Now for my favourite bit, and for the kids this is truly how madcap life following the Albion and Donny was: “Love was in the air. Both sets of terraces serenaded each other, players threw roses into the crowd, rival fans exchanged bouquets and kisses and pop star Louise, squeeze of Liverpool’s Jamie Redknapp, sent her best: ‘Jamie has my heart but Seagulls have my soul.’ Page 3 model Jordan posed in a Brighton shirt. Her message to the players less lyrical, ‘keep your peckers up!’ It was as surreal as the February sunshine...” Keep your pecker up, it’s no wonder pop poet Peter Andre left her if that is what he was serenaded with. After wooing her with mysterious girl you’d think he’d be after a bit more creativity than keep your pecker up.
Poyetry in motion.
The Times dispatched Lynne Truss with her bag full of apostrophes and commas to cover the game: “In terms of footie symbolism, then, it was a strange, complicated day and one wasn’t sure whether to laugh or cry. With a crowd of 6,339 turning up here was excellent gung-ho support for the ‘culture’ of football, alongside one of the most pitiful displays of the sport I’ve seen.”
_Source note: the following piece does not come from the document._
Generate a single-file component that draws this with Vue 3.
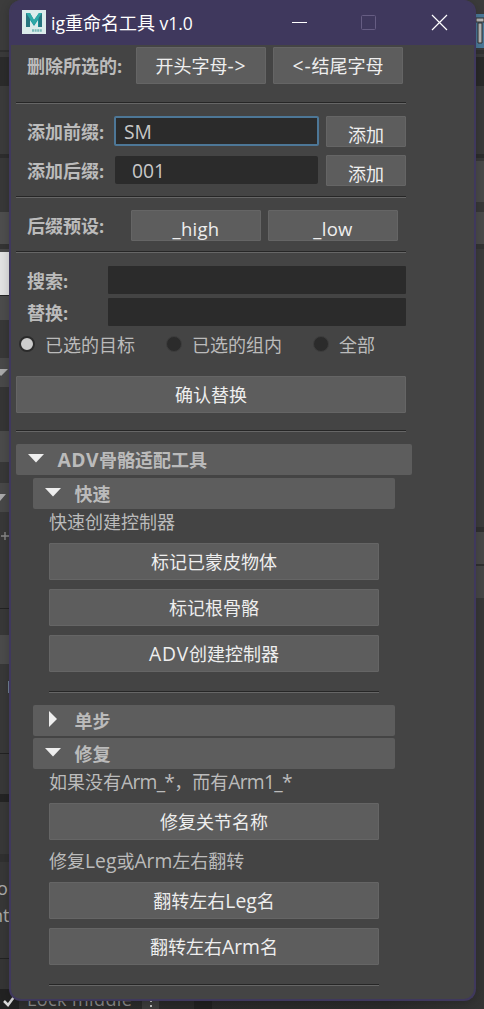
<script setup>
import { ref } from 'vue'

const prefix = ref('SM')
const suffix = ref(' 001')
const search = ref('')
const replacement = ref('')
const scope = ref(0)
const scopes = ['已选的目标', '已选的组内', '全部']

// [height, colour] bands of the host application visible on each side
const leftBands = [
  [50, '#3c3c3c'], [2, '#303030'], [5, '#3a3a3a'], [29, '#2b2b2b'], [68, '#3b3b3b'],
  [4, '#2d2d2d'], [54, '#383838'], [32, '#4e4e4e'], [5, '#343434'], [3, '#484848'],
  [43, '#e2e2e2'], [1, '#252525'], [24, '#4c4c4c'], [38, '#383838'], [29, '#494949'],
  [44, '#353535'], [31, '#4b4b4b'], [21, '#383838'], [29, '#484848'], [96, '#383838'],
  [1, '#222222'], [26, '#383838'], [29, '#4b4b4b'], [89, '#383838'], [1, '#222222'],
  [40, '#383838'], [8, '#242424'], [52, '#383838'], [8, '#303030'], [96, '#373737'],
  [1, '#222222'], [50, '#353535']
]
const rightBands = [
  [14, '#3b3b3b'], [34, '#4a7898'], [2, '#3a3a3a'], [4, '#303030'], [3, '#3a3a3a'],
  [29, '#292929'], [68, '#393939'], [4, '#2c2c2c'], [3, '#383838'], [41, '#494949'],
  [10, '#383838'], [32, '#4a4a4a'], [5, '#333333'], [278, '#3b3b3b'], [5, '#303030'],
  [32, '#484848'], [2, '#303030'], [32, '#464646'], [202, '#373737'], [209, '#343434']
]
</script>

<template>
  <div class="desktop">
    <div class="side">
      <div v-for="(b, i) in leftBands" :key="i" :style="{ height: b[0] + 'px', background: b[1] }"></div>
      <svg class="marks" width="9" height="1009">
        <path d="M-6 369H8L1 376Z M-6 494H6L0 501Z" fill="#aaa" />
        <path d="M1 536H9M5 532V540" stroke="#888" stroke-width="1.4" />
        <path d="M8.5 681V693" stroke="#718095" />
        <text x="-3" y="895">o</text>
        <text x="-8" y="922">nt</text>
      </svg>
    </div>
    <div class="side right">
      <div v-for="(b, i) in rightBands" :key="i" :style="{ height: b[0] + 'px', background: b[1] }"></div>
      <svg class="marks" width="8" height="60">
        <path d="M0 18H8V22H0Z M2 23H6V43H2Z" fill="#b5b5b5" stroke="#303030" />
      </svg>
    </div>
    <div class="bottom">
      <span class="check"><svg width="19" height="20"><path d="M4 12L8 16L14 8" /></svg></span>
      <span class="lock">Lock middle</span>
      <span class="dots"><i></i><i></i><i></i></span>
      <span class="well"></span>
    </div>

    <main class="window">
      <header class="titlebar">
        <svg class="logo" width="24" height="24" viewBox="0 0 24 24">
          <rect width="24" height="24" fill="#dceceb" />
          <path d="M4 3H8L12 10L17 3H20V17H16V10L12 16L8 10V17H4Z" fill="#17939a" />
          <path d="M4 3H8V17H4Z M17 3H20V17H17Z" fill="#27757f" />
          <path d="M4 3L12 15L20 3H17L12 10L8 3Z" fill="#2fa9a7" />
          <path d="M10 20.5H20" stroke="#78b9b8" stroke-width="2.4" stroke-dasharray="2 .6" />
        </svg>
        <h1><span>ig</span>重命名工具<span> v1.0</span></h1>
        <svg class="controls" width="157" height="17" viewBox="0 0 157 17" fill="none">
          <path d="M0 8.5H15" stroke="#fff" />
          <rect x="69.5" y="1.5" width="14" height="14" rx="1" stroke="#665d83" />
          <path d="M140 1L155 16M155 1L140 16" stroke="#fff" stroke-width="1.2" />
        </svg>
      </header>

      <div class="content">
        <section class="row first">
          <label class="caption wide">删除所选的:</label>
          <button class="btn half">开头字母<span class="l arrow">-&gt;</span></button>
          <button class="btn half"><span class="l arrow">&lt;-</span>结尾字母</button>
        </section>
        <hr class="s1" />
        <section class="row add">
          <label class="caption">添加前缀:</label>
          <input v-model="prefix" class="field focused" />
          <button class="btn short">添加</button>
        </section>
        <section class="row add second">
          <label class="caption">添加后缀:</label>
          <input v-model="suffix" class="field" />
          <button class="btn short">添加</button>
        </section>
        <hr class="s2" />
        <section class="row preset">
          <label class="caption">后缀预设:</label>
          <button class="btn half clip">_high</button>
          <button class="btn half clip">_low</button>
        </section>
        <hr class="s3" />
        <section class="row find">
          <label class="caption">搜索:</label>
          <input v-model="search" class="field" />
        </section>
        <section class="row find next">
          <label class="caption">替换:</label>
          <input v-model="replacement" class="field" />
        </section>
        <section class="radios">
          <label v-for="(s, i) in scopes" :key="s" @click="scope = i">
            <span class="radio" :class="{ on: scope === i }"></span>{{ s }}
          </label>
        </section>
        <button class="btn confirm">确认替换</button>
        <hr class="s4" />

        <section class="frame">
          <h2><svg width="16" height="9"><path d="M0 0H16L8 8.5Z" /></svg><span><span class="l adv">ADV</span>骨骼适配工具</span></h2>
          <div class="nested">
            <h2><svg width="16" height="9"><path d="M0 0H16L8 8.5Z" /></svg><span>快速</span></h2>
            <div class="body">
              <p class="p1">快速创建控制器</p>
              <button class="btn">标记已蒙皮物体</button>
              <button class="btn">标记根骨骼</button>
              <button class="btn"><span class="l adv">ADV</span>创建控制器</button>
              <hr class="s5" />
            </div>
            <h2 class="closed"><svg width="8" height="16"><path d="M0 0V16L8 8Z" /></svg><span>单步</span></h2>
            <h2><svg width="16" height="9"><path d="M0 0H16L8 8.5Z" /></svg><span>修复</span></h2>
            <div class="body">
              <p class="p1">如果没有<span class="l tight">Arm_*</span>，而有<span class="l tight">Arm1_*</span></p>
              <button class="btn">修复关节名称</button>
              <p class="p2">修复<span class="l">Leg</span>或<span class="l">Arm</span>左右翻转</p>
              <button class="btn">翻转左右<span class="l">Leg</span>名</button>
              <button class="btn">翻转左右<span class="l">Arm</span>名</button>
              <hr class="s6" />
            </div>
          </div>
        </section>
      </div>
    </main>
  </div>
</template>

<style>
html, body { overflow: hidden; background: #383838; }
</style>

<style scoped>
* { box-sizing: border-box; }
.desktop {
  position: relative;
  display: flex;
  justify-content: space-between;
  width: 484px;
  height: 1009px;
  overflow: hidden;
  background: #353535;
  color: #bbb;
  font: 18px/26px "Open Sans", "Noto Sans CJK SC", sans-serif;
}
.side { position: relative; width: 30px; }
.marks { position: absolute; top: 0; left: 0; }
.right .marks { left: 22px; }
.marks text { fill: #aaa; font-size: 18px; }
.bottom {
  position: absolute;
  left: 0;
  bottom: 0;
  display: flex;
  width: 484px;
  height: 20px;
  background: linear-gradient(90deg, #303030, #292929 35%, #2b2b2b 80%, #343434);
}
.check { width: 19px; background: #222; }
.check path { fill: none; stroke: #ddd; stroke-width: 2.5; }
.lock { width: 123px; padding-left: 8px; line-height: 20px; color: #888; white-space: nowrap; letter-spacing: .4px; }
.dots { display: flex; flex-direction: column; align-items: center; gap: 3px; width: 17px; padding-top: 6px; background: #3c3c3c; }
.dots i { width: 2px; height: 2px; background: #bbb; }
.well { width: 18px; margin-left: 35px; background: #202020; }

.window {
  position: absolute;
  left: 9px;
  top: 0;
  width: 467px;
  height: 1001px;
  overflow: hidden;
  border: 2px solid #3f385d;
  border-top: 0;
  border-radius: 12px;
  background: #444;
  box-shadow: 0 2px 10px rgba(0, 0, 0, .2);
}
.titlebar { display: flex; align-items: center; height: 45px; padding-left: 11px; background: #3f385d; }
.logo { margin-top: -1px; }
h1 { width: 142px; margin: 0 0 0 5px; font-size: 18px; font-weight: 400; color: #fff; white-space: nowrap; }
h1 span { font-size: 17.5px; white-space: pre; }
.controls { margin-left: 99px; }
.content { padding: 2px 0 0 5px; }
.l { font-size: 19.3px; line-height: 1; }
.arrow { letter-spacing: .9px; }
.adv { letter-spacing: .8px; }
h2 .adv { letter-spacing: .5px; }
.tight { letter-spacing: -.75px; }
.row { display: flex; }
.caption { position: relative; top: 1px; width: 98px; padding-left: 11px; font-weight: 700; white-space: nowrap; }
.caption.wide { width: 120px; }
.btn {
  display: block;
  flex: none;
  height: 37px;
  padding: 2px 0 0;
  border: 1px solid #656565;
  border-radius: 1px;
  background: #5d5d5d;
  color: #eee;
  font: inherit;
  line-height: 33px;
  text-align: center;
  white-space: nowrap;
}
.half { width: 130px; }
.half + .half { margin-left: 7px; }
.first { line-height: 37px; }
hr { width: 390px; height: 2px; margin: 0; border: 0; border-top: 1px solid #262626; background: #666; }
.s1 { margin-top: 18px; }
.add { height: 31px; margin-top: 12px; line-height: 31px; }
.add.second { margin-top: 8px; }
.add .caption { top: .5px; }
.field {
  width: 205px;
  height: 30px;
  padding: 1px 12px 0;
  border: 1px solid transparent;
  border-radius: 3px;
  outline: 0;
  background: #2b2b2b;
  background-clip: padding-box;
  color: #c8c8c8;
  font: inherit;
  font-size: 19.3px;
}
.focused { padding: 1px 7px 0 8px; border: 2px solid #4d7797; border-radius: 2px; }
.short { width: 80px; height: 31px; margin-left: 7px; padding: 0; line-height: 36px; overflow: hidden; }
.s2 { margin-top: 10px; }
.preset { height: 31px; margin-top: 12px; line-height: 31px; }
.preset .caption { width: 115px; }
.clip { height: 31px; padding: 0; line-height: 36px; font-size: 18.5px; letter-spacing: .3px; overflow: hidden; }
.s3 { margin-top: 10px; }
.find { height: 28px; margin-top: 13px; line-height: 29px; }
.find.next { margin-top: 4px; }
.find .caption { width: 92px; }
.find .field { width: 298px; height: 28px; border: 0; border-radius: 1px; }
.radios { display: flex; height: 26px; margin-top: 6px; padding-left: 3px; }
.radios label { display: flex; width: 147px; line-height: 26px; white-space: nowrap; }
.radio { width: 16px; height: 16px; margin: 4px 10px 0 0; border: 1px solid #3d3d3d; border-radius: 50%; background: #2b2b2b; }
.radio.on { border: 2px solid #2b2b2b; background: #ccc; }
.confirm { width: 390px; margin-top: 18px; }
.s4 { margin-top: 17px; }
.frame { width: 396px; margin-top: 12px; }
h2 {
  display: flex;
  align-items: flex-start;
  height: 31px;
  margin: 0 0 2px;
  padding-left: 11px;
  border-radius: 2px;
  background: #5d5d5d;
  color: #bbb;
  font-size: 18px;
  line-height: 32px;
}
h2 svg { flex: none; margin: 10px 14px 0 .5px; fill: #eee; }
h2.closed svg { margin: 6px 17.5px 0 5px; }
.nested { padding: 1px 17px 0; }
.body { padding: 0 16px; }
.body .btn { width: 330px; margin-bottom: 9px; }
.body hr { width: 330px; }
p { height: 26px; margin: 0; white-space: nowrap; }
.p1 { margin-bottom: 8px; margin-top: -2px; }
.p2 { margin-bottom: 8px; margin-top: -1px; }
.body .s5 { margin: 19px 0 12px; }
.body .s6 { margin-top: 19px; }
</style>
To be honest it’s a shame there had to be a game of football to ruin the fun. Both teams should have run on the pitch – a quick lap of honour, shake hands and call it a draw. We could have been back in the pub by 3.10 and I don’t think anyone would have complained.
That day the football didn’t matter. What mattered was that the people of Brighton and Doncaster decided to fight for the survival of their clubs and refused to give up on the hope that there was a way through the carnage and turmoil. Football United will never be defeated. Only the desperate know how real the struggle can be, that’s why fan campaigns to oust the Glazers or other premiership owners will not succeed – life there is too comfortable. The class of ’97 and ’98 take a bow, without you there would be no 2011 opening day celebrations.
This was my third visit to the new ground, and as 80’s electro outfit Depeche Mode would say “I just can’t get enough.” It still feels unreal sitting there, in a ground which I honestly thought would never be built.
I say new ground as I’m not sure yet what I’m going to call it. The branding and marketing men want it called the American Express Community Stadium. You might get club officials clumsily trotting that out at press conferences, but let’s be honest it doesn’t trip off the tongue does it. So, at a push they’ll accept the AMEX for short. I’m a realist and accept that for new grounds naming rights are now an established part of the deal and help pay for my padded seat. That said I can’t call it that. Its location is Falmer, but grounds can’t be named after a village. Roads and Parks, yes of course, but a village would be stretching it. I’ve made the decision that for the time being it is just so special that it doesn’t need a name. I won’t be telling people I’m off to the AMEX, or Falmer, I’ll be off to watch the Albion in the theatre many thought to be beyond our dreams.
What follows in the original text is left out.